Pengungsi adalah aset
Dengan cara yang sama seperti akses yang adil terhadap vaksinasi COVID-19 yang bermanfaat bagi para pengungsi dan masyarakat yang menampung mereka, akses yang lebih baik terhadap pendidikan dan pekerjaan bagi para pengungsi pada akhirnya juga bermanfaat secara universal, kata Ms.
"Kami terus mengadvokasi inklusi pengungsi dan agar pemerintah melihat bahwa pengungsi adalah aset," katanya. "Pengungsi membawa produktivitas, mereka dapat memulai bisnis yang mempekerjakan penduduk setempat, membayar pajak, dan menghasilkan pendapatan.
"Mereka memperkaya budaya negara tuan rumah dengan membawa praktik, makanan, dan agama yang berbeda. Dan jika diberi kesempatan, mereka dapat berkontribusi pada dunia yang lebih kuat dan lebih hidup."
Bagi Bapak Ibrahimi, mendapatkan vaksinasi merupakan langkah penting menuju inklusi yang lebih besar dan kehidupan yang layak. "Saya tidak keberatan tinggal di Indonesia, orang-orangnya sangat baik," katanya, "Saya berharap suatu hari nanti saya dapat membuka toko roti sendiri dan membuat roti Afghanistan populer di sini, atau di negara lain, jika saya dimukimkan kembali."
PBB di Indonesia
- Hingga saat ini, lebih dari 40 juta dosis vaksin COVID-19 telah dikirimkan ke Indonesia, melalui mekanisme COVAX, yang didukung oleh UNICEF dan Organisasi Kesehatan Dunia. Namun, di luar skema swasta dan upaya gigih dari beberapa gubernur setempat, para pengungsi tidak termasuk dalam program nasional hingga saat ini.
- Skema swasta yang memungkinkan Pak Ibrahimi untuk divaksinasi, diselenggarakan bersama oleh UNHCR, IOM, dan UNICEF dan Kantor Koordinator Residen.
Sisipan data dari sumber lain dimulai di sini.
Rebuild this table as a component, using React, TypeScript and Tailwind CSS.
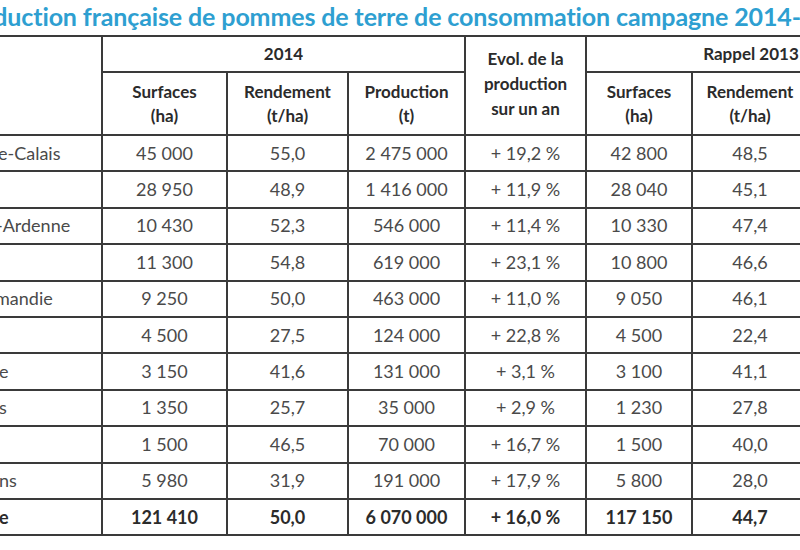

- Keputusan tersebut memungkinkan pengungsi dengan dokumen identitas yang dikeluarkan UNHCR untuk mengakses skema vaksinasi sektor swasta dan skema vaksinasi COVID-19 nasional di daerah-daerah di mana setidaknya 70% dari populasi telah menerima dosis vaksin pertama. Hal ini berarti bahwa pengungsi di enam dari 34 provinsi di Indonesia kini memenuhi syarat untuk mendapatkan vaksinasi COVID-19.
- Hingga saat ini, UNHCR menghitung bahwa lebih dari 4.800 dari 13.273 pengungsi di Indonesia, atau sekitar 36%, telah menerima setidaknya satu dosis vaksinasi COVID-19. Jumlah tersebut masih jauh dari 58% populasi umum yang menurut pemerintah Indonesia telah menerima setidaknya satu dosis vaksinasi per 31 Oktober.
- UNHCR bekerja sama dengan Pemerintah Indonesia untuk memastikan para pengungsi dapat hidup dengan bermartabat sambil menunggu solusi yang lebih permanen. Hal ini termasuk melanjutkan advokasi dengan pemerintah daerah agar lebih banyak anak-anak pengungsi yang dapat bersekolah di sekolah-sekolah nasional, menyediakan pelatihan digital dan kewirausahaan bagi para pengungsi, serta mengadvokasi agar para pengungsi mendapatkan akses terhadap layanan kesehatan, termasuk akses terhadap vaksin COVID-19.